REDAKSI8.COM, BATAM – Bea Cukai Batam berhasil menggagalkan upaya penyelundupan 266.600 ekor benih lobster di Perairan Wisata Joyo Resort, Kabupaten Bintan, Kepulauan Riau, pada Sabtu (12/10/2024). Benih lobster tersebut rencananya akan diselundupkan ke luar perairan Indonesia secara ilegal.
Kepala Kantor Pelayanan Utama Bea dan Cukai Tipe B Batam, Zaky Firmansyah, menjelaskan bahwa pihaknya mendapatkan informasi mengenai adanya high speed craft (HSC) yang diduga terlibat dalam penyelundupan benih lobster.
“Pada 12 Oktober 2024 kemarin, kami menerima informasi dari masyarakat tentang keberadaan kapal cepat yang dicurigai akan membawa benih lobster ke luar negeri,” ungkap Zaky.
Menindaklanjuti informasi tersebut, tim Bea Cukai segera melakukan pemantauan. “Kami langsung mengoordinasikan informasi ini dengan tim Operasi Jaring Sriwijaya, dan menyusun strategi pengawasan berlapis di laut,” lanjutnya.
Pengejaran terhadap HSC berlangsung cukup lama, karena pelaku sempat mencoba kabur. “Pelaku berusaha melarikan diri, namun berkat kesigapan tim di lapangan, kami berhasil menghentikan kapal tersebut di Pantai Wisata Joyo Resort,” jelas Zaky.
Setelah dilakukan pemeriksaan, kapal tersebut ternyata membawa 53 box yang berisi 266.600 ekor benih lobster. “Ditemukan 261.000 ekor benih lobster pasir dan 5.600 ekor benih lobster mutiara, dengan total potensi kerugian negara mencapai Rp26,9 miliar,” jelasnya.

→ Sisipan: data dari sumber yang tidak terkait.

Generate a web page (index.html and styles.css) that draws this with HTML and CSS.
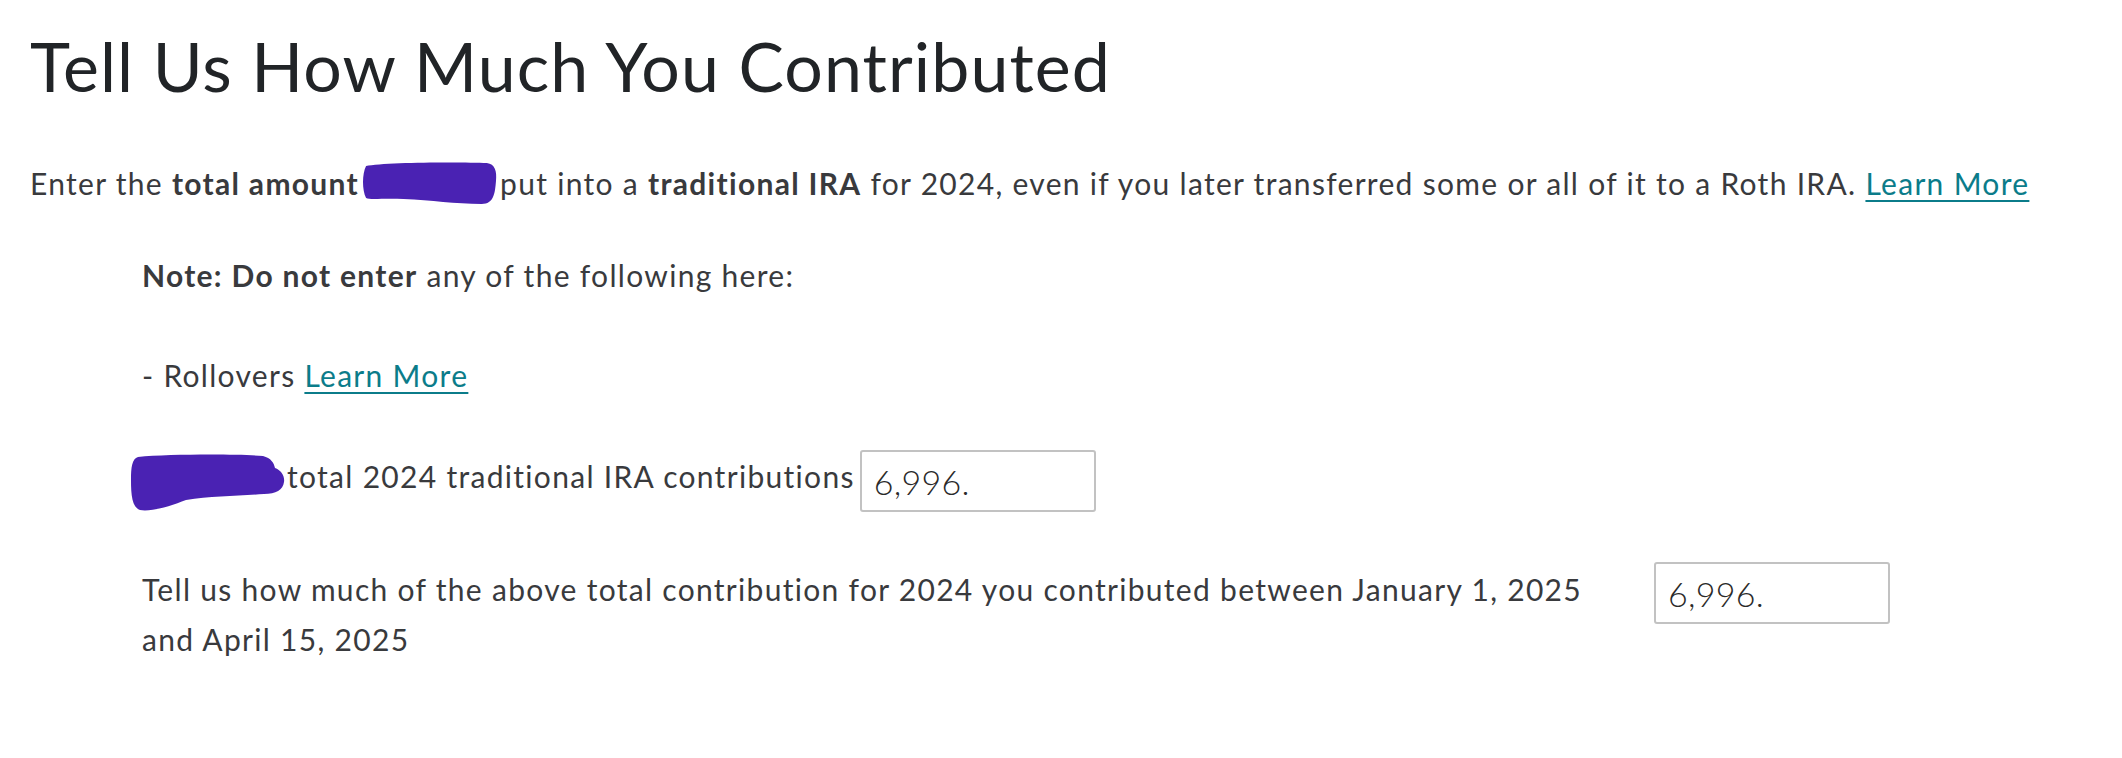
FILE: index.html
```html
<!DOCTYPE html>
<html lang="en">
<head>
<meta charset="utf-8">
<title>Tell Us How Much You Contributed</title>
<link rel="stylesheet" href="styles.css">
</head>
<body>
<main class="page">
  <h1 class="title">Tell Us How Much You Contributed</h1>
  <p class="intro">Enter the <strong>total amount</strong><span class="redact redact-intro"><svg class="scribble scribble-intro" viewBox="0 0 134 44" preserveAspectRatio="none" aria-hidden="true"><path d="M5,5 C22,1 100,1 124,2 C132,3 134,10 133,20 C132,32 131,43 119,43 C92,43 70,39 42,38 C22,37 9,39 5,37 C1,29 1,13 5,5 Z"/></svg></span>put into a <strong>traditional IRA</strong> for 2024, even if you later transferred some or all of it to a Roth IRA. <a class="link" href="#">Learn More</a></p>
  <section class="details">
    <p class="line"><strong>Note: Do not enter</strong> any of the following here:</p>
    <p class="line">- Rollovers <a class="link" href="#">Learn More</a></p>
    <div class="row">
      <label class="label label-inline"><span class="redact redact-row"><svg class="scribble scribble-row" viewBox="0 0 156 58" aria-hidden="true"><path d="M9,3 C40,0 110,0 134,2 C142,4 145,9 146,14 C152,16 156,22 155,28 C154,36 147,40 135,40 C110,42 82,42 57,46 C42,52 22,58 11,56 C3,53 2,41 2,26 C2,13 3,5 9,3 Z"/></svg></span>total 2024 traditional IRA contributions</label>
      <input class="amount" type="text" value="6,996.">
    </div>
    <div class="row">
      <label class="label label-wide">Tell us how much of the above total contribution for 2024 you contributed between January 1, 2025 and April 15, 2025</label>
      <input class="amount" type="text" value="6,996.">
    </div>
  </section>
</main>
</body>
</html>
```
FILE: styles.css
```css
html, body {
  margin: 0;
  padding: 0;
  background: #ffffff;
}

body {
  font-family: Lato, "Open Sans", "Liberation Sans", sans-serif;
  color: #393a3d;
}

.page {
  padding: 26px 30px 40px 30px;
}

.title {
  margin: 0;
  font-size: 68px;
  line-height: 80px;
  font-weight: 400;
  color: #212427;
  letter-spacing: 1.1px;
}

.intro {
  margin: 52px 0 0 0;
  font-size: 30px;
  line-height: 50px;
  letter-spacing: 1.3px;
}

strong {
  font-weight: 700;
  color: #393a3d;
}

.link {
  color: #0b7c8a;
  text-decoration: underline;
  text-decoration-thickness: 2px;
  text-underline-offset: 5px;
}

.redact {
  position: relative;
  display: inline-block;
  vertical-align: baseline;
  height: 1em;
}

.redact-intro {
  width: 141px;
}

.redact-row {
  width: 145px;
}

.scribble {
  position: absolute;
  fill: #4a22b3;
}

.scribble-intro {
  left: 2px;
  top: -4px;
  width: 136px;
  height: 44px;
}

.scribble-row {
  left: -13px;
  top: -4px;
  width: 156px;
  height: 58px;
}

.details {
  margin: 42px 0 0 112px;
  display: flex;
  flex-direction: column;
  gap: 50px;
  font-size: 30px;
  line-height: 50px;
  letter-spacing: 1.3px;
}

.line {
  margin: 0;
}

.row {
  display: flex;
  align-items: flex-start;
}

.label {
  margin-top: 1px;
}

.label-inline {
  margin-right: 5px;
}

.label-wide {
  width: 1470px;
  margin-right: 42px;
  margin-top: 2px;
}

.amount {
  box-sizing: border-box;
  width: 236px;
  height: 62px;
  border: 2px solid #c2c2c2;
  border-radius: 3px;
  padding: 0 12px;
  font-family: Lato, "Open Sans", sans-serif;
  font-weight: 300;
  font-size: 34px;
  letter-spacing: 0.3px;
  color: #2a2a2a;
  background: #ffffff;
  outline: none;
}
```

Menurut Zaky, modus operandi penyelundup kini berubah dengan beroperasi pada siang hari. “Kalau dulu mereka sering beraksi malam hari, kini mereka berusaha memanfaatkan siang hari untuk mengelabui petugas. Tapi kami sudah mengantisipasi perubahan ini dengan meningkatkan patroli dan pengawasan,” tegas Zaky.
Penindakan ini berhasil berkat sinergi antara Bea Cukai Batam, PSO Batam, Bea Cukai Khusus Kepulauan Riau, serta dukungan dari kapal BC11001, BC10029, BC1601, dan BC20003.
Pelaku penyelundupan dapat dijerat dengan Pasal 102A Undang-Undang Nomor 17 Tahun 2006 tentang Kepabeanan, yang mengancam dengan hukuman maksimal 10 tahun penjara dan denda Rp5 miliar.
Selain itu, mereka juga dapat dikenai Pasal 88 jo Pasal 16 ayat 1 dan/atau Pasal 92 jo Pasal 26 ayat 1 Undang-Undang Republik Indonesia Nomor 31 Tahun 2004 tentang Perikanan, yang telah diubah dengan Undang-Undang Nomor 44 Tahun 2009, serta Pasal 87 jo Pasal 34 Undang-Undang Nomor 21 Tahun 2019 tentang Karantina Hewan, Ikan, dan Tumbuhan, dengan ancaman hukuman penjara maksimal 6 tahun dan denda Rp3 miliar.